A fuligem e a poeira derivadas da produção de asfalto contém HPA e são cancerígenas para os seres humanos. É o que diz a tese de doutorado, apresentada ao programa de Pós Graduação em Química da Universidade Federal da Bahia, desenvolvida por Wilson Araújo Lopes. Conforme a pesquisa, os HPA podem penetrar no corpo humano por inalação, através da pele ou por ingestão. Os efeitos sobre a saúde humana estão associados à contaminação que ocorre principalmente por inalação de aerossóis atmosféricos, que são partículas sólidas ou líquidas presentes no ar. “O aumento das concentrações de aerossóis, principalmente em regiões industriais e centros urbanos densamente povoados, tem provocado efeitos danosos ao ambiente, em vários aspectos: redução da quantidade de radiação solar com efeitos sobre o clima e sobre as transformações fotoquímicas na atmosfera; redução de visibilidade; riscos sobre a saúde humana provocados por doenças respiratórias”, indica a pesquisa.

Confira a pesquisa em: http://nj.gov/health/eoh/rtkweb/documents/fs/3197.pdf

 

 

Para o coordenador do Laboratório de Pavimentação e professor do departamento de Engenharia Civil da Universidade do Vale do Rio dos Sinos (Unisinos), Felipe Brum, no processo de refino do petróleo, o asfalto é o último subproduto, depois de gás natural, nafta, gasolina, querosene, óleo diesel, óleo lubrificante e óleo combustível. “Ou seja, concentra todos os materiais da sobra do processo, alguns dos mais danosos à saúde”, diz o engenheiro. Conforme Brum, as usinas devem possuir as licenças ambientais necessárias, isolamento mínimo de populações vizinhas, filtros adequados e menor emissão possível de gases.

 

 

O OUTRO LADO
O proprietário da Arena Asfaltos, Michel Hayar, foi questionado com relação à instalação da indústria próxima a área residencial e sobre as reclamações dos moradores quanto aos problemas de saúde causados pela exposição aos vapores da usina.
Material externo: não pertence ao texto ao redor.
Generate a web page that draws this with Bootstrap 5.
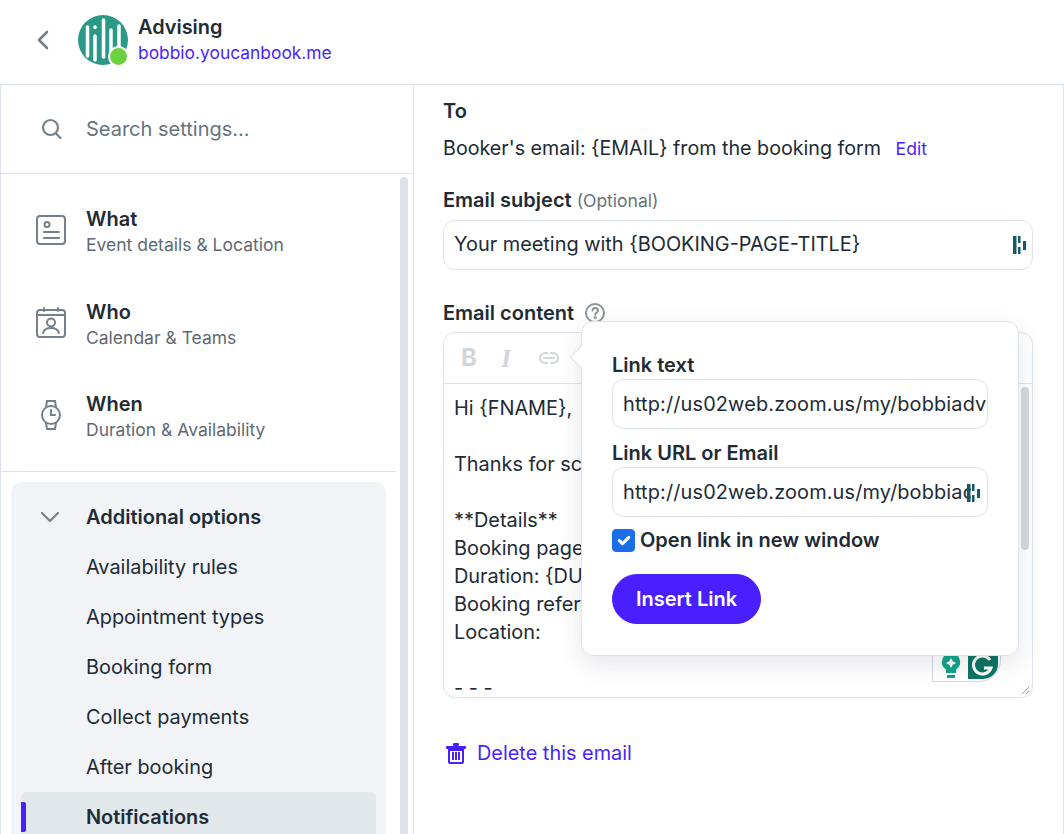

Hayar defende que o funcionamento da usina na Avenida Souza Naves se deve a questões de logística. “O local fica na saída da cidade, em uma região que fica fácil para transitar até para outras cidades. Sabemos das reclamações dos moradores, mas a usina está regularizada e dentro dos parâmetros da lei, então continuaremos no mesmo local. Os filtros são trocados de seis em seis meses e são limpos periodicamente”, alega o proprietário da usina.

 

 

Mesmo que a usina seja regular perante a lei, as reclamações dos moradores continuam frequentes e a incidência de doenças respiratórias também. A Promotoria do Meio Ambiente do Ministério Público do Paraná solicitou que o Poder Público do município fizesse a fiscalização da indústria e pediram que o IAP e a empresa apresentassem os licenciamentos ambientais e de operação. A investigação iniciou em 2016, mas como não há provas de que a indústria ultrapassa os limites de poluição, o inquérito não se encerrou. Enquanto não for concluída a investigação do fato, a usina funciona normalmente no local.